I'm a 29 (now 31) year-old former desk jockey who is now making my way around the world, experiencing all of the sights, sounds, tastes, people, and culture that the world has to offer.

8 Responses to “Seafood Feasts and Fantastic Vistas along the Dalmatian Coastline”

  1. The pictures are so beautiful in this post. I am so glad
    you are getting your fill of fish – it all looks so good.

  2. Croatia is TERRIFIC. We fell in love with it 4 years ago and the only reason we haven’t visited in the past 2 was our 6 month trips to NYC. Dubrovnik is amazing, we really enjoy visiting it in the summer and winter too (we spent the New Years Eve in 2009 there). Lovely pictures you have here … I’d also recommend the Oliva pizzeria (somewhere near the Rector’s Palace). Wonderful pizza.

    We usually spend our vacations in Cavtat (16 km south from Dubrovnik). It’s a small fishing village with some amazing views too .. phew . I really miss those places

  3. Funny, my friend from Dubrovnik is here with me in West Virginia. She said that you may have identified the food incorrectly, but it was very apparent you were enjoying yourself!

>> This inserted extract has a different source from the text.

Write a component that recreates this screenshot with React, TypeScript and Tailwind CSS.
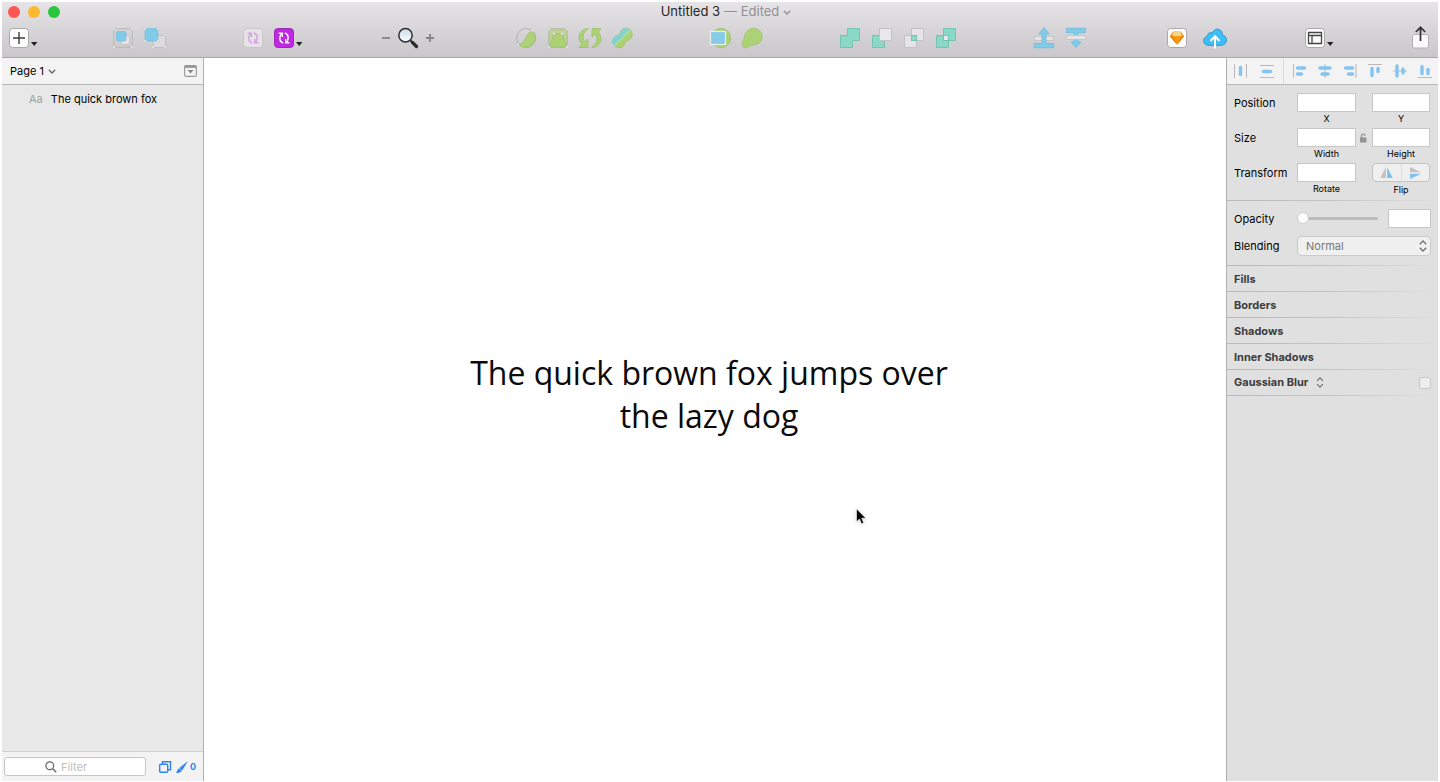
import React from "react";

type IconProps = { children: React.ReactNode; className?: string; box?: string };

function Icon({ children, className = "h-5 w-5", box = "0 0 20 20" }: IconProps) {
  return (
    <svg viewBox={box} className={`block shrink-0 overflow-visible ${className}`} fill="none" aria-hidden="true">
      {children}
    </svg>
  );
}

function Tool({ label, children, dim = false }: { label: string; children: React.ReactNode; dim?: boolean }) {
  return (
    <button type="button" aria-label={label} className={dim ? "block shrink-0 opacity-90" : "block shrink-0"}>
      {children}
    </button>
  );
}

function Group({ children, gap = "gap-3" }: { children: React.ReactNode; gap?: string }) {
  return <div className={`flex items-center ${gap}`}>{children}</div>;
}

function Caret() {
  return (
    <Icon className="mt-3 h-1 w-[7px]" box="0 0 7 4">
      <path d="M0 0h6.4L3.2 4z" fill="#222" />
    </Icon>
  );
}

function Tile({ faded = false }: { faded?: boolean }) {
  return (
    <rect x=".5" y=".5" width="19" height="19" rx="3.2" fill={faded ? "#e6e3e6" : "#fdfdfd"} stroke={faded ? "#c8c4c8" : "#aaa6aa"} />
  );
}

function Chevron({ color }: { color: string }) {
  return (
    <Icon className="h-[5px] w-2" box="0 0 8 5">
      <path d="M.8.8 4 4 7.2.8" stroke={color} strokeWidth="1.3" />
    </Icon>
  );
}

function Handles({ points }: { points: number[][] }) {
  return (
    <>
      {points.map(([x, y]) => (
        <circle key={`${x}-${y}`} cx={x} cy={y} r="1.3" fill="#f4f3f4" stroke="#bab7ba" strokeWidth=".5" />
      ))}
    </>
  );
}

function Sync({ color }: { color: string }) {
  return (
    <g stroke={color} strokeWidth="1.400">
      <path d="M9.200 15C6.500 14 5.600 12 5.900 9.500 6 8 6.600 6.600 7.800 5.400" />
      <path d="M4.600 5.300h3.700v3.700" />
      <path d="M10.800 5c2.700 1 3.600 3 3.300 5.500-.1 1.500-.7 2.900-1.900 4.100" />
      <path d="M15.400 14.700h-3.700V11" />
    </g>
  );
}

const GREEN = "#a9d36b";
const GREEN_EDGE = "#8fb95c";
const TEAL = "#8ad9c6";
const TEAL_EDGE = "#73c4b0";
const BLUE = "#7fcbe9";

function Toolbar() {
  return (
    <div className="flex h-8 items-center justify-between pr-[9px] pl-[7px]">
      <div className="flex w-[26px] items-center gap-[2px]">
        <Tool label="Insert">
          <Icon>
            <Tile />
            <path d="M10 4v12M4 10h12" stroke="#3c3c3c" strokeWidth="1.400" />
          </Icon>
        </Tool>
        <Caret />
      </div>

      <Group>
        <Tool label="Group">
          <Icon>
            <rect x=".8" y=".8" width="18.400" height="18.400" stroke="#b5b2b5" strokeWidth=".9" />
            <rect x="8" y="8" width="8.500" height="8.500" rx="1.500" fill="#e6e4e6" stroke="#c4c1c4" />
            <rect x="3.500" y="3.500" width="9.500" height="9.500" rx="1.200" fill={BLUE} stroke="#70b8d8" strokeWidth=".6" />
            <Handles points={[[1, 1], [19, 1], [1, 19], [19, 19]]} />
          </Icon>
        </Tool>
        <Tool label="Ungroup">
          <Icon>
            <rect x="8" y="7.500" width="12.500" height="12" fill="#dedcde" stroke="#bbb8bb" strokeWidth=".8" />
            <rect x="0" y=".5" width="13" height="12.500" rx="1" fill={BLUE} stroke="#70b8d8" strokeWidth=".6" />
            <Handles points={[[0, 1], [13, 1], [0, 13], [13, 13], [20, 7], [20, 19], [8, 19]]} />
          </Icon>
        </Tool>
      </Group>

      <Group gap="gap-[2px]">
        <div className="flex items-center gap-[11px]">
          <Tool label="Create Symbol">
            <Icon>
              <Tile faded />
              <Sync color="#d6a0e4" />
            </Icon>
          </Tool>
          <Tool label="Symbols">
            <Icon>
              <rect x=".5" y=".5" width="19" height="19" rx="3.200" fill="#c026e3" stroke="#9d2bb8" />
              <Sync color="#fff" />
            </Icon>
          </Tool>
        </div>
        <Caret />
      </Group>

      <div className="flex items-center gap-[7px] pr-1">
        <Tool label="Zoom out">
          <Icon className="h-2 w-2" box="0 0 8 8">
            <path d="M0 4h8" stroke="#858285" strokeWidth="1.800" />
          </Icon>
        </Tool>
        <Tool label="Zoom">
          <Icon className="h-[22px] w-[22px]" box="0 0 22 22">
            <path d="m13.500 13.500 2.500 2.500" stroke="#2a2a2a" strokeWidth="1.800" />
            <path d="m15.500 15.500 4 4" stroke="#2a2a2a" strokeWidth="3.200" strokeLinecap="round" />
            <circle cx="8.500" cy="8.300" r="6.700" fill="url(#glass)" stroke="#2e2e2e" strokeWidth="1.500" />
          </Icon>
        </Tool>
        <Tool label="Zoom in">
          <Icon className="h-2 w-2" box="0 0 8 8">
            <path d="M0 4h8M4 0v8" stroke="#858285" strokeWidth="1.800" />
          </Icon>
        </Tool>
      </div>

      <Group>
        <Tool label="Edit" dim>
          <Icon>
            <circle cx="10.300" cy="10" r="9.500" stroke="#aaa8aa" strokeWidth=".9" />
            <path d="M2.500 16.500C6 15.500 8 13.500 9.500 10.500 11 7 13 3.500 16.500 2.800A9.700 9.700 0 1 1 2.500 16.500Z" fill={GREEN} stroke={GREEN_EDGE} strokeWidth=".6" />
            <Handles points={[[2, 16.500], [16.500, 2.500]]} />
          </Icon>
        </Tool>
        <Tool label="Transform" dim>
          <Icon>
            <rect x=".8" y=".8" width="18.400" height="18.400" fill="#b9d389" stroke="#aaae9e" strokeWidth=".8" />
            <path d="M1.500 19 6 5.500h8L18.500 19z" fill={GREEN} stroke="#92b85c" strokeWidth=".6" />
            <path d="M2.500 3.200h15" stroke="#dfcf8f" strokeWidth="1" strokeDasharray="1 1" />
            <path d="M6 9h8" stroke="#cfcf5f" strokeWidth="1" strokeDasharray="1 1" />
            <Handles points={[[1, 1], [19, 1], [1, 19], [19, 19], [6, 5.500], [14, 5.500]]} />
          </Icon>
        </Tool>
        <Tool label="Rotate" dim>
          <Icon>
            <path d="M8.500.5C.5.5-4.500 9.500 1.800 16L-1 19.500H8V11L5 13.800C1.500 10 2.800 4.500 8.500.5Z" fill={GREEN} stroke={GREEN_EDGE} strokeWidth=".7" />
            <path d="M11.500 19.500c8 0 13-9 6.700-15.500L21 .5h-9V9l3-2.800c3.500 3.800 2.200 9.300-3.500 13.300Z" fill={GREEN} stroke={GREEN_EDGE} strokeWidth=".7" />
          </Icon>
        </Tool>
        <Tool label="Flatten" dim>
          <Icon>
            <path d="M6.300 7.200C7.500 6.500 7.600 5.800 8 4.500a6.300 6.300 0 1 1 8 8c-1.500.5-2 .9-2.700 2.200A6.300 6.300 0 1 1 6.300 7.200Z" fill={GREEN} stroke={GREEN_EDGE} strokeWidth=".6" />
            <path d="M1.800 18A6.300 6.300 0 0 1 6.300 7.200C7.500 6.500 7.600 5.800 8 4.500a6.300 6.300 0 0 1 10.300-2.600Z" fill="#7ed2cd" />
            <path d="M1.800 18 18.300 1.900" stroke="#d4e5bd" strokeWidth=".8" />
          </Icon>
        </Tool>
      </Group>

      <Group>
        <Tool label="Mask" dim>
          <Icon>
            <circle cx="11" cy="10" r="9.700" fill={GREEN} stroke="#97b96a" strokeWidth=".7" />
            <rect x=".5" y="3.500" width="15" height="13" fill={BLUE} stroke="#eef2ef" strokeWidth="1.200" />
          </Icon>
        </Tool>
        <Tool label="Scale" dim>
          <Icon>
            <path d="M1 18.500C-.8 16.500.2 14.500 1.300 12.800 2 11.500 2 9.500 2.600 7.600 4 3 7.500.3 11.800.3c4.700 0 8.400 3.600 8.400 8.200 0 4.500-3.300 7.800-7.700 8.400-2 .3-3.300.2-4.700 1.100C5.500 19.800 3 20.600 1 18.500Z" fill={GREEN} stroke="#97b96a" strokeWidth=".7" />
          </Icon>
        </Tool>
      </Group>

      <Group>
        <Tool label="Union">
          <Icon>
            <path d="M7.500.5h12v12h-7v7H.5v-12h7z" fill={TEAL} stroke={TEAL_EDGE} />
          </Icon>
        </Tool>
        <Tool label="Subtract">
          <Icon>
            <path d="M.5 7.500h12v12H.5z" fill={TEAL} stroke={TEAL_EDGE} />
            <path d="M7.500.5h12v12h-12z" fill="#e9e7e9" stroke="#c4c1c4" />
          </Icon>
        </Tool>
        <Tool label="Intersect">
          <Icon>
            <path d="M7.500.5h12v12h-12zM.5 7.500h12v12H.5z" fill="#e6e4e6" stroke="#c4c1c4" />
            <rect x="7.500" y="7.500" width="5" height="5" fill={TEAL} stroke={TEAL_EDGE} />
          </Icon>
        </Tool>
        <Tool label="Difference">
          <Icon>
            <path d="M7.500.5h12v12h-7v7H.5v-12h7z" fill={TEAL} stroke={TEAL_EDGE} />
            <rect x="7.500" y="7.500" width="5" height="5" fill="#e9e7e9" stroke={TEAL_EDGE} />
          </Icon>
        </Tool>
      </Group>

      <div className="flex items-center gap-3 pr-[2px]">
        <Tool label="Forward">
          <Icon>
            <rect x=".8" y="8.500" width="18.400" height="4" fill="#e5e4e5" stroke="#c0bec0" strokeWidth=".7" />
            <path d="M.3 15.500H8V6H4.800L10-.7 15.200 6H12v9.500h7.700v4.300H.3z" fill={BLUE} stroke="#6fb8d8" strokeWidth=".7" />
          </Icon>
        </Tool>
        <Tool label="Backward">
          <Icon>
            <path d="M.3.300h19.400v4.400H12V14h3l-5 5.500L5 14h3V4.700H.3z" fill={BLUE} stroke="#6fb8d8" strokeWidth=".7" />
            <rect x=".5" y="7.500" width="19" height="4" fill="#e5e4e5" stroke="#c0bec0" strokeWidth=".7" />
          </Icon>
        </Tool>
      </div>

      <Group gap="gap-4">
        <Tool label="Preview">
          <Icon>
            <Tile />
            <path d="M6 3.800 10 3l4 .8L17.200 8 10 16.800 2.800 8z" fill="#f89a12" />
            <path d="M6 3.800 10 3l4 .8L14.500 8h-9z" fill="#f5d489" />
            <path d="M2.800 8 6 3.800 5.500 8zM17.200 8 14 3.800l.5 4.200z" fill="#edae43" />
            <path d="M2.800 8h2.700l4.500 8.800zM17.200 8h-2.700L10 16.800z" fill="#e47b08" />
          </Icon>
        </Tool>
        <Tool label="Upload">
          <Icon className="h-5 w-6" box="0 0 24 20">
            <path
              d="M6 17.400C2.500 17.400.5 15.300.5 12.700c0-2.500 1.900-4.100 3.900-4.300C4 5.500 7 3.700 9.300 5 10.500 2 13 .7 15.400 1.200c3 .6 4.400 3.200 4 5.900 2.600.4 4.200 2.400 4.100 4.900-.1 3.100-2.200 5.400-5.500 5.400z"
              fill="#3dbef9"
              stroke="#2b91c7"
              strokeWidth=".8"
            />
            <path d="M12 20.500V9M7.500 13 12 8.300l4.500 4.700" stroke="#fff" strokeWidth="2" />
          </Icon>
        </Tool>
      </Group>

      <Group gap="gap-[2px]">
        <Tool label="View">
          <Icon>
            <Tile />
            <path d="M3.500 4.500h13v11h-13zM3.500 7.500h13M7 7.500v8" stroke="#444" strokeWidth="1.300" />
          </Icon>
        </Tool>
        <Caret />
      </Group>

      <Tool label="Share">
        <Icon className="h-[22px] w-[17px]" box="0 0 17 22">
          <rect x=".5" y="7.500" width="16" height="13.500" rx="2" fill="#fafafa" stroke="#b2afb2" />
          <path d="M8.500 14V.5M3.800 5l4.700-4.700L13.200 5" stroke="#333" strokeWidth="1.700" />
        </Icon>
      </Tool>
    </div>
  );
}

function AlignBar() {
  const bars = "#86c4f0";
  const line = "#b9b9b9";
  const items: { label: string; art: React.ReactNode }[] = [
    { label: "Left", art: <><path d="M.5 0v14" stroke={line} /><path d="M4.500 4h7M4.500 10h4" stroke={bars} strokeWidth="3.400" strokeLinecap="round" /></> },
    { label: "Center", art: <><path d="M7 0v14" stroke={line} /><path d="M2 4h10M4 10h6" stroke={bars} strokeWidth="3.400" strokeLinecap="round" /></> },
    { label: "Right", art: <><path d="M13 0v14" stroke={line} /><path d="M2.500 4h7M5.500 10h4" stroke={bars} strokeWidth="3.400" strokeLinecap="round" /></> },
    { label: "Top", art: <><path d="M0 .5h14" stroke={line} /><path d="M4 4.500v7M10 4.500v3" stroke={bars} strokeWidth="3.400" strokeLinecap="round" /></> },
    { label: "Middle", art: <><path d="M0 7h14" stroke={line} /><path d="M4 2v10M10 5v4" stroke={bars} strokeWidth="3.400" strokeLinecap="round" /></> },
    { label: "Bottom", art: <><path d="M0 13.500h14" stroke={line} /><path d="M4 2.500v7M10 5.500v4" stroke={bars} strokeWidth="3.400" strokeLinecap="round" /></> },
  ];
  return (
    <div className="flex h-[27px] items-center border-b border-[#b8b8b8] bg-[#f3f3f3] pr-[6px] pl-[7px]">
      <div className="flex gap-3">
        <button type="button" aria-label="Distribute horizontally">
          <Icon className="h-[14px] w-[14px]" box="0 0 14 14">
            <path d="M.5 0v14M12.500 0v14" stroke={line} />
            <path d="M6.500 3.500v7" stroke={bars} strokeWidth="3.400" strokeLinecap="round" />
          </Icon>
        </button>
        <button type="button" aria-label="Distribute vertically">
          <Icon className="h-[14px] w-[14px]" box="0 0 14 14">
            <path d="M0 1.500h14M0 13.500h14" stroke={line} />
            <path d="M3.500 7.500h7" stroke={bars} strokeWidth="3.400" strokeLinecap="round" />
          </Icon>
        </button>
      </div>
      <div className="ml-[9px] h-full w-px bg-[#dcdcdc]" />
      <div className="flex flex-1 justify-between pl-[9px]">
        {items.map((item) => (
          <button key={item.label} type="button" aria-label={`Align ${item.label}`}>
            <Icon className="h-[14px] w-[14px]" box="0 0 14 14">{item.art}</Icon>
          </button>
        ))}
      </div>
    </div>
  );
}

function Field({ label }: { label: string }) {
  return (
    <label className="flex h-[35px] flex-col text-center text-[9px] leading-[14px] text-black">
      <input aria-label={label} className="h-[19px] w-full border border-[#c6c6c6] bg-white px-1 text-[11px] outline-none" />
      <span>{label}</span>
    </label>
  );
}

function Rule() {
  return <div className="h-px bg-linear-to-r from-[#b9b9b9] via-[#c4c4c4] to-[#e0e0e0]" />;
}

function UpDown({ className }: { className: string }) {
  return (
    <Icon className={className} box="0 0 8 12">
      <path d="M.8 4.200 4 1l3.200 3.200M.8 7.800 4 11l3.200-3.200" stroke="#6f6f6f" strokeWidth="1.300" />
    </Icon>
  );
}

function Inspector() {
  return (
    <aside className="flex w-[212px] shrink-0 flex-col border-l border-[#b0b0b0] bg-[#e0e0e0] text-[11px] text-black">
      <AlignBar />
      <div className="grid grid-cols-[63px_59px_16px_58px] px-[7px] pt-2 pb-[2px]">
        <span className="leading-5">Position</span>
        <Field label="X" />
        <span />
        <Field label="Y" />
        <span className="leading-5">Size</span>
        <Field label="Width" />
        <button type="button" aria-label="Lock proportions" className="flex h-[19px] items-center justify-center">
          <Icon className="h-[10px] w-2" box="0 0 8 10">
            <rect y="4.500" width="6.500" height="5" fill="#929292" />
            <path d="M1.500 5V3c0-2.600 3.700-2.600 3.700 0" stroke="#929292" strokeWidth="1.200" />
          </Icon>
        </button>
        <Field label="Height" />
        <span className="leading-5">Transform</span>
        <Field label="Rotate" />
        <span />
        <div className="flex flex-col text-center text-[9px] leading-4">
          <div className="flex h-[19px] rounded-[4px] border border-[#c3c3c3] bg-[#efefef]">
            <button type="button" aria-label="Flip horizontally" className="flex flex-1 items-center justify-center border-r border-[#dedede]">
              <Icon className="h-3 w-[13px]" box="0 0 13 12">
                <path d="M5.800 0v11H.3z" fill="#c2c2c2" />
                <path d="M7.200 0v11h5.500z" fill="#7fc0ee" />
              </Icon>
            </button>
            <button type="button" aria-label="Flip vertically" className="flex flex-1 items-center justify-center">
              <Icon className="h-3 w-3" box="0 0 12 12">
                <path d="M1 0v5.300h11z" fill="#c2c2c2" />
                <path d="M1 12V6.700h11z" fill="#7fc0ee" />
              </Icon>
            </button>
          </div>
          <span>Flip</span>
        </div>
      </div>
      <Rule />
      <div className="flex flex-col gap-2 px-[7px] pt-2 pb-[9px]">
        <div className="flex h-[19px] items-center">
          <label htmlFor="opacity" className="w-[63px] leading-5">Opacity</label>
          <input
            id="opacity"
            type="range"
            defaultValue={0}
            className="h-3 w-[81px] appearance-none bg-transparent [&::-webkit-slider-runnable-track]:h-[3px] [&::-webkit-slider-runnable-track]:rounded-full [&::-webkit-slider-runnable-track]:bg-[#bcbcbc] [&::-webkit-slider-thumb]:-mt-[5px] [&::-webkit-slider-thumb]:h-3 [&::-webkit-slider-thumb]:w-3 [&::-webkit-slider-thumb]:appearance-none [&::-webkit-slider-thumb]:rounded-full [&::-webkit-slider-thumb]:border [&::-webkit-slider-thumb]:border-[#cfcfcf] [&::-webkit-slider-thumb]:bg-[#fcfcfc]"
          />
          <input aria-label="Opacity value" className="ml-auto h-[19px] w-[43px] border border-[#c6c6c6] bg-white px-1 outline-none" />
        </div>
        <div className="flex h-5 items-center">
          <label htmlFor="blending" className="w-[63px]">Blending</label>
          <div className="relative flex-1">
            <select id="blending" className="block h-5 w-full appearance-none rounded-[4px] border border-[#cacaca] bg-[#f0f0f0] pl-2 text-[11px] text-[#777] outline-none">
              <option>Normal</option>
            </select>
            <div className="pointer-events-none absolute inset-y-0 right-1 flex items-center">
              <UpDown className="h-3 w-2" />
            </div>
          </div>
        </div>
      </div>
      <Rule />
      {["Fills", "Borders", "Shadows", "Inner Shadows"].map((name) => (
        <div key={name}>
          <h2 className="h-[25px] px-[7px] font-bold leading-[27px] text-[#3c3c3c]">{name}</h2>
          <Rule />
        </div>
      ))}
      <div className="flex h-[25px] items-center gap-2 pr-[7px] pl-[7px]">
        <label htmlFor="blur" className="font-bold text-[#3c3c3c]">Gaussian Blur</label>
        <button type="button" aria-label="Blur type">
          <UpDown className="h-[11px] w-2" />
        </button>
        <input id="blur" type="checkbox" className="ml-auto h-3 w-3 appearance-none rounded-[3px] border border-[#c6c6c6] bg-[#eeeeee]" />
      </div>
      <Rule />
    </aside>
  );
}

function Sidebar() {
  return (
    <aside className="flex w-[202px] shrink-0 flex-col border-r border-[#b0b0b0] bg-[#e8e8e8] text-[11px] text-black">
      <div className="flex h-[27px] items-center justify-between border-b border-[#b8b8b8] bg-[#f3f3f3] pr-[6px] pl-2">
        <button type="button" className="flex items-center gap-1">
          <span>Page 1</span>
          <Chevron color="#666" />
        </button>
        <button type="button" aria-label="Toggle page list">
          <Icon className="h-3 w-[13px]" box="0 0 13 12">
            <rect x=".6" y=".6" width="11.800" height="10.800" rx="1.500" stroke="#999" strokeWidth="1.100" />
            <path d="M.6 1.700h11.800" stroke="#999" strokeWidth="2.400" />
            <path d="M3.500 5h6l-3 3.600z" fill="#888" />
          </Icon>
        </button>
      </div>
      <ul className="flex-1">
        <li className="flex h-7 items-center gap-2 pl-[27px]">
          <span className="text-[#a0a0a0]">Aa</span>
          <span>The quick brown fox</span>
        </li>
      </ul>
      <div className="flex h-[30px] items-center border-t border-[#d0d0d0] bg-[#f3f3f3] pr-[7px] pl-[2px]">
        <label className="flex h-[19px] w-[142px] items-center gap-1 rounded-[3px] border border-[#c6c6c6] bg-white pl-[40px]">
          <Icon className="h-3 w-3" box="0 0 12 12">
            <circle cx="4.800" cy="4.800" r="3.900" stroke="#666" strokeWidth="1.200" />
            <path d="m7.800 7.800 3.400 3.400" stroke="#666" strokeWidth="1.400" />
          </Icon>
          <input aria-label="Filter layers" placeholder="Filter" className="w-full min-w-0 bg-transparent leading-5 outline-none placeholder:text-[#bdbdbd]" />
        </label>
        <div className="ml-auto flex items-center gap-1 text-[#2f83f2]">
          <button type="button" aria-label="Show slices">
            <Icon className="h-3 w-[13px]" box="0 0 13 12">
              <rect x=".7" y="3.200" width="8" height="8" rx="1" stroke="currentColor" strokeWidth="1.400" />
              <path d="M3.500 3V.7h8v8H9" stroke="currentColor" strokeWidth="1.400" />
            </Icon>
          </button>
          <button type="button" aria-label="Exportable layers" className="flex items-center gap-[2px]">
            <Icon className="h-3 w-3" box="0 0 12 12">
              <path d="M12 0 6 9.800 3.300 7z" fill="currentColor" />
              <path d="M3 7.300 5.700 10.200C4.500 11.400 2.600 12 0 12c1-1 1.400-4 3-4.700z" fill="currentColor" />
            </Icon>
            <span className="text-[9px] font-bold">0</span>
          </button>
        </div>
      </div>
    </aside>
  );
}

export default function App() {
  return (
    <div className="flex min-h-screen flex-col bg-white px-[2px] pt-[2px] pb-px font-['Inter','Liberation_Sans',sans-serif]">
      <svg className="absolute h-0 w-0" aria-hidden="true">
        <defs>
          <linearGradient id="glass" x1="0" y1="0" x2="0" y2="1">
            <stop offset="0" stopColor="#c9dbe6" />
            <stop offset="1" stopColor="#fbfdfe" />
          </linearGradient>
        </defs>
      </svg>
      <header className="border-b border-[#aba8ab] bg-linear-to-b from-[#e7e4e7] to-[#cac7ca] pb-[3px]">
        <div className="grid h-5 grid-cols-[1fr_auto_1fr] items-center">
          <div className="flex gap-2 pl-[6px]">
            <button type="button" aria-label="Close" className="h-3 w-3 rounded-full bg-[#fc5753]" />
            <button type="button" aria-label="Minimize" className="h-3 w-3 rounded-full bg-[#fdb92e]" />
            <button type="button" aria-label="Full screen" className="h-3 w-3 rounded-full bg-[#27c73f]" />
          </div>
          <h1 className="flex items-center gap-1 pl-3 text-[13px] text-[#262626]">
            <span>Untitled 3</span>
            <span className="text-[#939093]">— Edited</span>
            <Chevron color="#939093" />
          </h1>
        </div>
        <Toolbar />
      </header>
      <div className="flex flex-1">
        <Sidebar />
        <main className="relative flex flex-1 items-center justify-center bg-white pr-3 pb-[52px]">
          <p className="max-w-[500px] text-center font-['Open_Sans',sans-serif] text-[32px] leading-[43px] text-[#0a0a0a]">
            The quick brown fox jumps over the lazy dog
          </p>
          <div className="absolute top-[450px] left-[652px]">
            <Icon className="h-[17px] w-[11px] drop-shadow-sm" box="0 0 11 17">
              <path d="M.5.800v13l3-2.800 2 4.800 2.200-.9-2-4.700h4.100z" fill="#000" stroke="#fff" strokeWidth=".6" />
            </Icon>
          </div>
        </main>
        <Inspector />
      </div>
    </div>
  );
}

    • With the food being served at the Food Festival, I was largely guessing on what things were, as there were very few labels — so I’m not surprised if I may have misidentified something. If she knows the correct names for some of the dishes I showed above, let me know and I’ll make sure to correct them. Thanks!

  4. The area looks absolutely beautiful!
    But I still don’t like seafood. I’ll try to find cevapcici there as well.

  5. Thank you for this beautiful post and collection of photos from the Adriatic. I haven’t visited Croatia in three years and it was nice to be able to recall some memories of my time in Dubrovnik and Split. Glad to know that you enjoyed your time there!

    • I’m glad both that you enjoyed the photos and that they were able to bring back good memories from your previous trip, as well! I’ve been on the road now for over 8 months, and I still have to say that my time spent on the Dalmatian Coastline is still one of the highlights (especially Dubrovnik). It is just stunningly beautiful. Thanks again for reading!